進化するごとに、世界中を驚愕させたのです。
また改良を重ねていくことで、
2000年代に入ると、
歩行速度も時速1.6kmから2.7kmに向上。
また歩くだけでなく走ることも可能となり
最高時速は時速9kmまで達することが可能となりました。
なんと片足ケンケンや
連続した両足ジャンプも出来るほどになったのです。
歩行機能に関して、
ほとんど人間と変わりないところまで進化していたんですね。
歩く、走るだけの行動ではなく
音声認識、障害物回避などの機能も備わり、
人間3人の同時に発した音声も認識できるほどに能力は向上しています。
![](https://zen-tokyo.jp/wp-content/uploads/2022/02/子供男性1.png)

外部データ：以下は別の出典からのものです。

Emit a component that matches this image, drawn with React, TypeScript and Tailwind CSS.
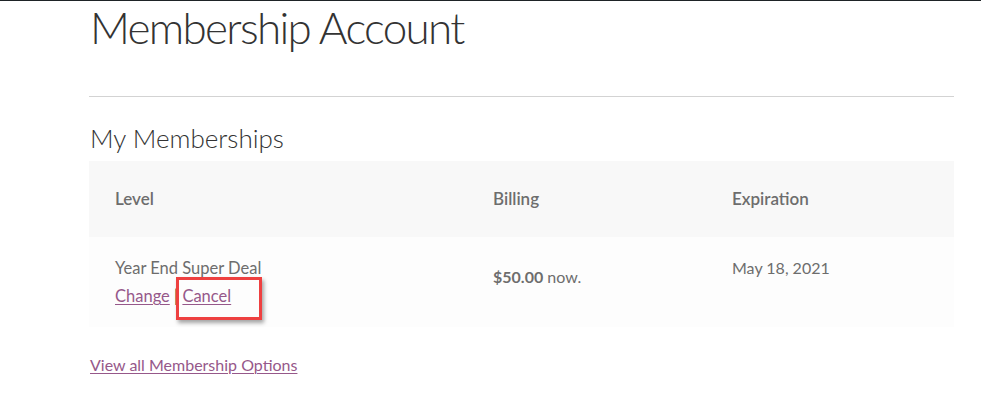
export default function App() {
  const link = "text-[#96588a] underline underline-offset-2 decoration-1";
  return (
    <div className="min-h-[400px] bg-white border-t border-[#1e2326] font-['Lato',sans-serif] text-[#6d6d6d]">
      <div className="ml-[89px] w-[865px]">
        <h1 className="pl-px text-[44px] leading-[52px] font-light text-[#333333] tracking-[-1.7px]">
          Membership Account
        </h1>
        <hr className="mt-[43px] border-0 border-t border-[#d3d3d3]" />
        <h2 className="mt-[24px] pl-px text-[26px] leading-[34px] font-light text-[#333333]">My Memberships</h2>
        <table className="mt-[6px] w-full table-fixed border-collapse text-[16px]">
          <thead>
            <tr className="bg-[#f8f8f8] h-[76px] text-[17px]">
              <th className="w-[378px] text-left pl-[26px] font-semibold">Level</th>
              <th className="w-[239px] text-left pl-[26px] font-semibold">Billing</th>
              <th className="text-left pl-[26px] font-semibold">Expiration</th>
            </tr>
          </thead>
          <tbody>
            <tr className="bg-[#fdfdfd] h-[90px]">
              <td className="pl-[26px] align-top pt-[17px] leading-[28px] text-[16.5px]">
                <div>Year End Super Deal</div>
                <div className="relative">
                  <a href="#" className={link}>Change</a>
                  <span className="text-[#333333]"> | </span>
                  <a href="#" className={link}>Cancel</a>
                  <span className="absolute left-[61px] top-[-5px] w-[86px] h-[43px] border-[3px] border-[#ee4040] shadow-[2px_3px_4px_rgba(0,0,0,0.35)]" />
                </div>
              </td>
              <td className="pl-[26px] align-top pt-[26px] leading-[28px]">
                <span className="font-bold">$50.00</span> now.
              </td>
              <td className="pl-[26px] align-top pt-[17px] leading-[28px]">May 18, 2021</td>
            </tr>
          </tbody>
        </table>
        <div className="mt-[26px] pl-px text-[16px]">
          <a href="#" className={link}>View all Membership Options</a>
        </div>
      </div>
    </div>
  );
}
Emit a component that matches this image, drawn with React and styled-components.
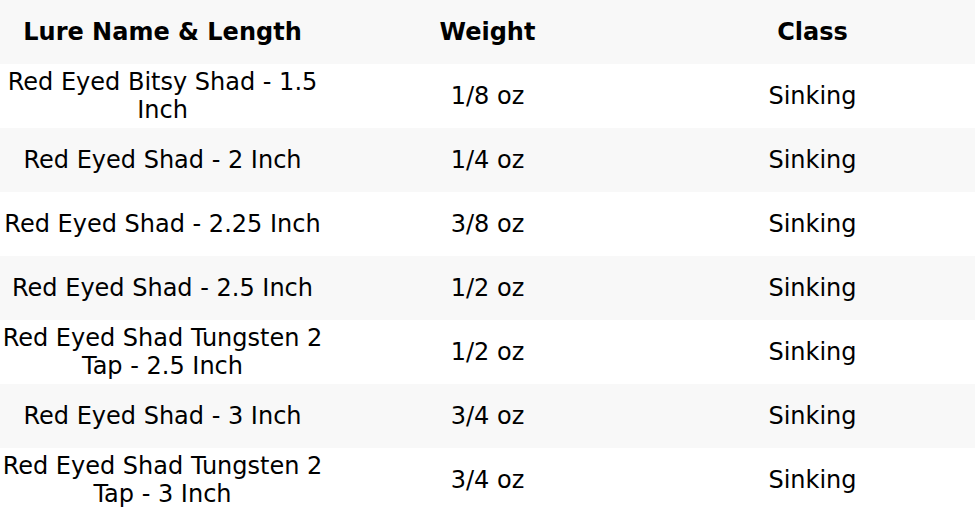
import styled, { createGlobalStyle } from 'styled-components'

const GlobalStyle = createGlobalStyle`
  html, body { margin: 0; padding: 0; background: #ffffff; }
  body { font-family: 'DejaVu Sans', sans-serif; color: #000000; }
`

const Table = styled.table`
  width: 975px;
  border-collapse: collapse;
  table-layout: fixed;
  font-family: 'DejaVu Sans', sans-serif;
  font-size: 24px;
`

const Row = styled.tr`
  height: 64px;
  background: ${({ $shaded }) => ($shaded ? '#f8f8f8' : '#ffffff')};
`

const HeadCell = styled.th`
  padding: 0 2px;
  font-weight: 700;
  text-align: center;
  vertical-align: middle;
`

const Cell = styled.td`
  padding: 0 2px;
  text-align: center;
  vertical-align: middle;
  line-height: normal;
`

const LURES = [
  { name: 'Red Eyed Bitsy Shad - 1.5 Inch', weight: '1/8 oz', cls: 'Sinking' },
  { name: 'Red Eyed Shad - 2 Inch', weight: '1/4 oz', cls: 'Sinking' },
  { name: 'Red Eyed Shad - 2.25 Inch', weight: '3/8 oz', cls: 'Sinking' },
  { name: 'Red Eyed Shad - 2.5 Inch', weight: '1/2 oz', cls: 'Sinking' },
  { name: 'Red Eyed Shad Tungsten 2 Tap - 2.5 Inch', weight: '1/2 oz', cls: 'Sinking' },
  { name: 'Red Eyed Shad - 3 Inch', weight: '3/4 oz', cls: 'Sinking' },
  { name: 'Red Eyed Shad Tungsten 2 Tap - 3 Inch', weight: '3/4 oz', cls: 'Sinking' },
]

export default function App() {
  return (
    <>
      <GlobalStyle />
      <Table>
        <thead>
          <Row $shaded>
            <HeadCell>Lure Name &amp; Length</HeadCell>
            <HeadCell>Weight</HeadCell>
            <HeadCell>Class</HeadCell>
          </Row>
        </thead>
        <tbody>
          {LURES.map((l, i) => (
            <Row key={i} $shaded={i % 2 === 1}>
              <Cell>{l.name}</Cell>
              <Cell>{l.weight}</Cell>
              <Cell>{l.cls}</Cell>
            </Row>
          ))}
        </tbody>
      </Table>
    </>
  )
}
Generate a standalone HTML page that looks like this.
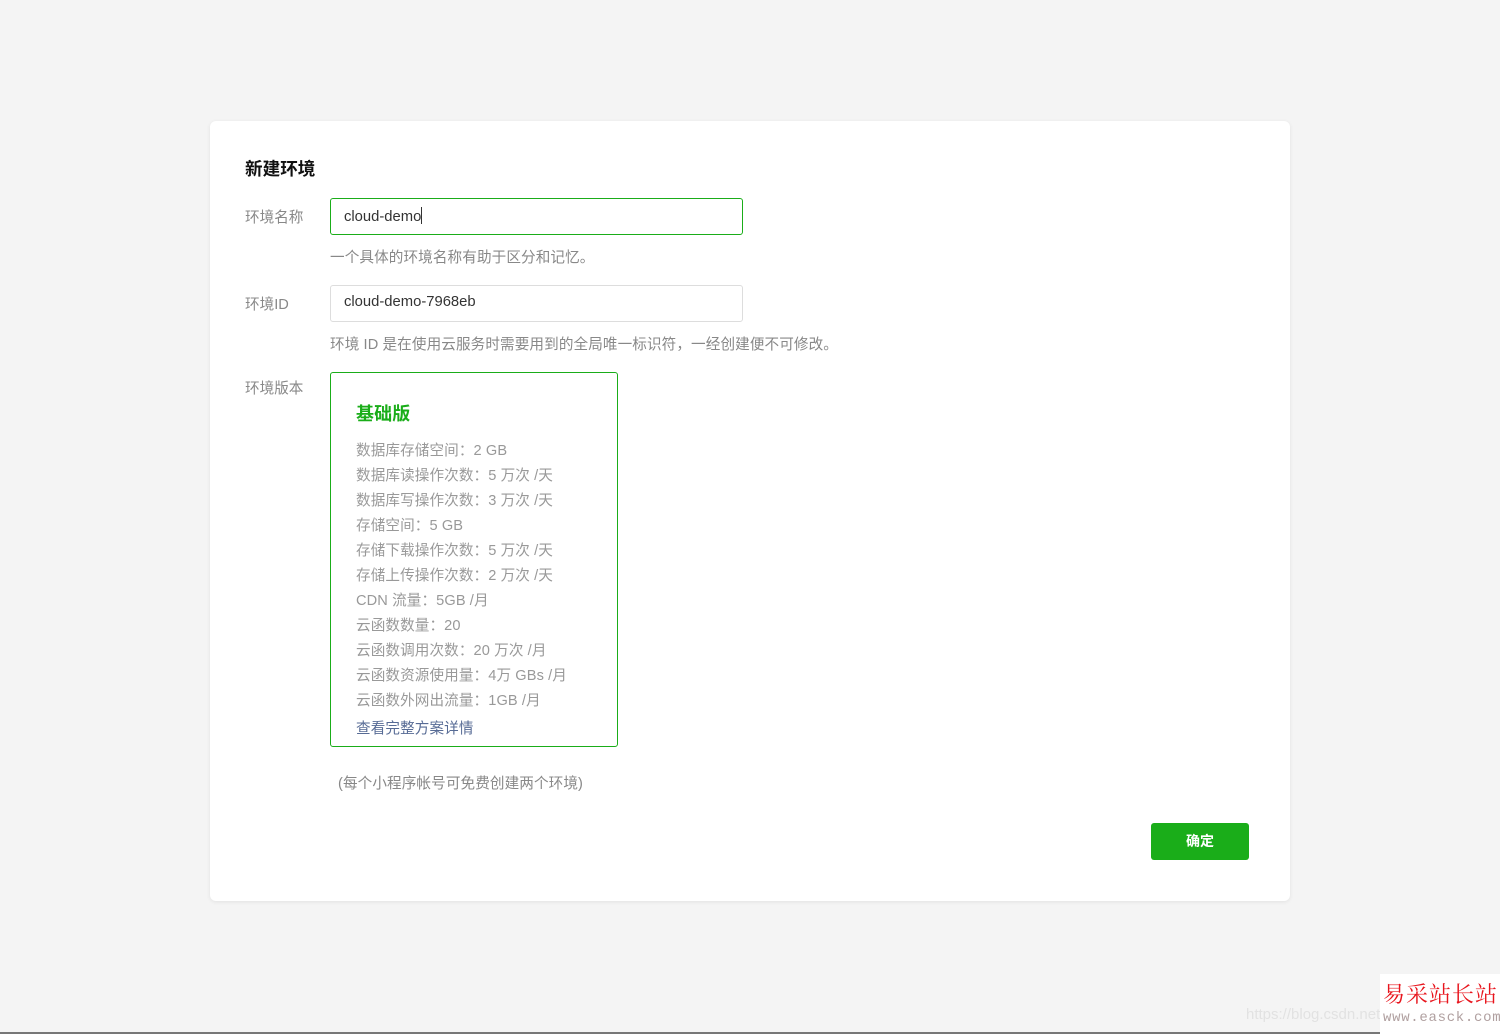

3人の人の声が全部わかるの?!すごいよ、ASIMO!
それに加えて手の機能も進化し、
水筒を開けて飲み物を注いだりといったことも
軽々とこなしてしまうまでに進化しています。
なんと人間以外で初めて
ニューヨーク証券取引所の
始業ベルを鳴らしたとして記録に残っているほどです。
もはやここまでくると、
人間と変わらぬ仕事ができるのでは
と思ってしまいますよね。
実際にHONDAは、ASIMOで培った
様々なロボット技術をもとに、
東日本大震災で被害を被った
福島原発内で活用する
災害ロボットの開発も行っています。
原子炉付近は
人もなかなか近づき難い場所ですが、
人と同じような行動を取れるのであれば
ロボットを活用しない手はないですよね。
ただそんなASIMOも、
2016年の段階で新型の開発を中止となり、
2022年にはHONDAのショールームなどで
働いていたASIMO達も一定の役割を終えた、
と判断され表舞台から姿を消すこととなりました。
丸みをおびた可愛らしい姿が見れなくなるのは残念ですね。
現在のASIMOの値段はいくら?フィギュアやプラモデルは売ってる?
![](https://zen-tokyo.jp/wp-content/uploads/2022/04/ASIMO3.jpg)
もう姿が見れなくなるASIMOですが、
誰か個人で持っている人はいないのでしょうか?
ASIMOは残念ながら
市販はされていませんでしたので、
期待はできなさそうです。
そのためASIMOの販売価格は不明ですが、
レンタルはできていたようです。
気になるレンタル費用は1日200万円、
1年間では2,000万円だそうです。
1年間の方が断然お得ですが、
1日にしろ1年にしろ個人負担は難しそうですね。
発表当初はASIMOはHONDAの社員であり、
外に出て仕事をするといった位置づけとされ、
その費用ということでしょうか。
また本体は引退しますが、
HONDAの公式オンラインショップでは
関連グッズの販売は継続していくそうです。
ASIMOの可愛らしい姿、グッズで残るのは嬉しいですよね!
まとめ
今回はASIMOの引退についてみていきました。
- ASIMOの引退の理由は、更なる開発のため。
- ASIMOは進化する度に世界中に驚きを巻き起こした。
- ASIMOは個人向け市販はなし!レンタル費用は1日200万円!!
引退はすれどもHONDA内での
ロボット開発が終わったわけではありません。
ASIMOで培った技術をもとに
更に開発は続いていくそうです。
いわば携帯電話がガラケーからスマートフォンに
置き換わっていったかのように、
時代の趨勢によりその姿を消す、
ということであると思います。
電話機能は無くならないように、
自立型二足歩行という当初に掲げられた
開発理念は連綿と受け継がれ、
これからの世の中の様々なシーンで活躍することでしょう。